Thomisops senegalensis are small spiders with a distinctive strongly sloping carapace.

Females are larger than males, with a total length of 4.40 mm. The carapace is fawn-coloured with a brown band running down the middle and to the sides, with thin white lines stretching from the posterior median eyes to the posterior edge. The eye area is white. The opisthosoma is white, mottled with grey and displaying numerous circular patterns that differ from those of related species. The area around the spinnerets is darker. The legs are fawn-coloured with darker edges on the first and second pairs of femora and tibiae. The sternum and underside of the abdomen are pale.

Males are smaller, with a total length of 2.76 mm. They are generally darker than females, usually displaying distinct white lines stretching from the posterior lateral eyes to the posterior edge of the carapace. The carapace is covered with numerous curved club-shaped setae, which are more numerous on the sides. The abdomen is reddish brown with a few black spots and appears shield-like, being pale on the underside with a dark border at the rear. The legs are pale yellowish brown, with the first and second pairs of femora being slightly darker.
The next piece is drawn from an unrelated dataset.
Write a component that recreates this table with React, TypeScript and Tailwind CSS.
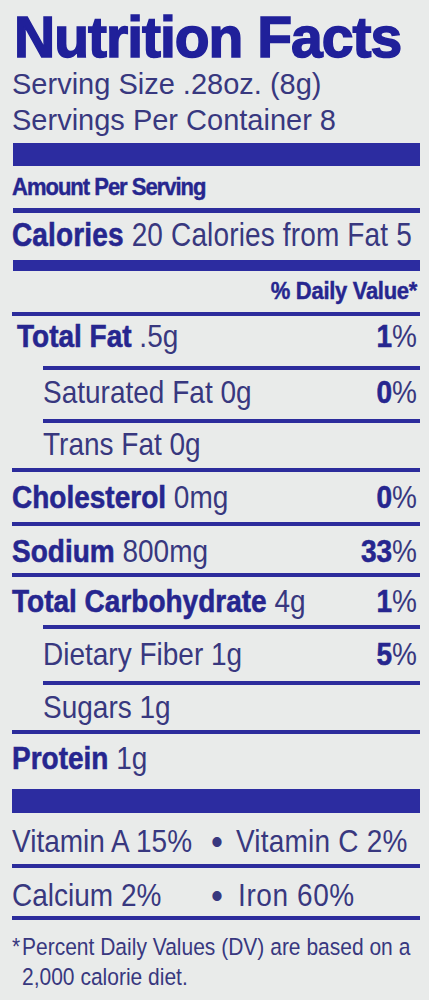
import React from 'react'

type RowProps = {
    cls: string
    left: React.ReactNode
    right?: React.ReactNode
    sub?: boolean
}

// rows are stretched a little in height to get the narrow, tall look of the printed label
const Row: React.FC<RowProps> = ({ cls, left, right, sub }) => (
    <div className={`flex items-start justify-between pr-[3px] text-[28px] whitespace-nowrap scale-y-[1.13] ${sub ? 'pl-[31px]' : ''} ${cls}`}>
        <span>{left}</span>
        {right && <span>{right}</span>}
    </div>
)

const Line: React.FC<{ sub?: boolean }> = ({ sub }) => (
    <div className={`h-[4px] bg-[#2c2c9c] ${sub ? 'ml-[31px]' : ''}`} />
)

const B: React.FC<{ children: React.ReactNode }> = ({ children }) => (
    <b className="font-bold text-[#26268f] [-webkit-text-stroke:0.5px_#26268f]">{children}</b>
)

const Pct: React.FC<{ n: string }> = ({ n }) => (
    <>
        <B>{n}</B>%
    </>
)

const App: React.FC = () => {
    return (
        <div className="min-h-screen w-full overflow-hidden bg-[#e9ebea] pl-[12px] pr-[9px] font-['Liberation_Sans',Arial,sans-serif] text-[#38387f]">
            <div className="h-[66px] pl-[2px] text-[57px] leading-[74px] font-bold tracking-[-1px] text-[#20209a] whitespace-nowrap [-webkit-text-stroke:1.5px_#20209a]">
                Nutrition Facts
            </div>
            <div className="h-[36px] text-[29px] leading-[37px] whitespace-nowrap scale-y-[1.03] origin-[0_29px]">Serving Size .28oz. (8g)</div>
            <div className="h-[36px] text-[29px] leading-[37px] whitespace-nowrap scale-y-[1.03] origin-[0_29px]">Servings Per Container 8</div>

            <div className="mt-[5px] ml-[1px] h-[23px] bg-[#2c2ca0]" />

            <div className="h-[42px] text-[22px] leading-[43px] font-bold tracking-[-1px] text-[#26268f] scale-y-[1.08] origin-[0_29px] [-webkit-text-stroke:0.4px_#26268f]">
                Amount Per Serving
            </div>
            <div className="ml-[1px] h-[5px] bg-[#2c2c9c]" />

            <Row cls="h-[47px] leading-[47px] origin-[0_33px] scale-y-[1.18] tracking-[0.15px]" left={<><B>Calories</B> 20 Calories from Fat 5</>} />

            <div className="ml-[1px] h-[11px] bg-[#2c2ca0]" />

            <div className="h-[41px] pr-[3px] text-right text-[22px] leading-[42px] font-bold tracking-[-0.3px] text-[#26268f] scale-y-[1.08] origin-[0_29px] [-webkit-text-stroke:0.4px_#26268f]">
                % Daily Value*
            </div>
            <Line />

            <Row cls="h-[50px] leading-[43px] pl-[5px] origin-[0_31px]" left={<><B>Total Fat</B> .5g</>} right={<Pct n="1" />} />
            <Line sub />
            <Row sub cls="h-[49px] leading-[47px] origin-[0_33px]" left="Saturated Fat 0g" right={<Pct n="0" />} />
            <Line sub />
            <Row sub cls="h-[45px] leading-[45px] origin-[0_32px]" left="Trans Fat 0g" />
            <Line />
            <Row cls="h-[50px] leading-[53px] origin-[0_36px]" left={<><B>Cholesterol</B> 0mg</>} right={<Pct n="0" />} />
            <Line />
            <Row cls="h-[47px] leading-[53px] origin-[0_36px]" left={<><B>Sodium</B> 800mg</>} right={<Pct n="33" />} />
            <Line />
            <Row cls="h-[48px] leading-[51px] origin-[0_35px]" left={<><B>Total Carbohydrate</B> 4g</>} right={<Pct n="1" />} />
            <Line sub />
            <Row sub cls="h-[52px] leading-[53px] origin-[0_36px]" left="Dietary Fiber 1g" right={<Pct n="5" />} />
            <Line sub />
            <Row sub cls="h-[45px] leading-[47px] origin-[0_33px]" left="Sugars 1g" />
            <Line />
            <Row cls="h-[55px] leading-[51px] origin-[0_35px]" left={<><B>Protein</B> 1g</>} />

            <div className="h-[24px] bg-[#2c2ca0]" />

            <div className="flex h-[51px] items-start text-[28px] leading-[59px] whitespace-nowrap scale-y-[1.1] origin-[0_39px]">
                <span className="w-[198px]">Vitamin A 15%</span>
                <span className="w-[14px] text-center text-[34px]">•</span>
                <span className="ml-[12px] tracking-[0.2px]">Vitamin C 2%</span>
            </div>
            <Line />
            <div className="flex h-[48px] items-start text-[28px] leading-[57px] whitespace-nowrap scale-y-[1.1] origin-[0_38px]">
                <span className="w-[198px]">Calcium 2%</span>
                <span className="w-[14px] text-center text-[34px]">•</span>
                <span className="ml-[14px] tracking-[0.6px]">Iron 60%</span>
            </div>
            <Line />

            <div className="flex pt-[14px] pb-[10px] text-[21px] leading-[27px] scale-y-[1.1] origin-[0_35px]">
                <span className="w-[10px] shrink-0">*</span>
                <span>Percent Daily Values (DV) are based on a 2,000 calorie diet.</span>
            </div>
        </div>
    )
}

export default App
Both sexes have a coarsely granulated carapace integument, especially on the sides, with tubercles bearing dark club-shaped setae.

==Conservation status==
The species is classified as Least Concern due to its wide geographical range across multiple African countries. It has been recorded from several protected areas including Kosi Bay Nature Reserve, Sodwana Bay Nature Reserve, and Tswalu Kalahari Reserve.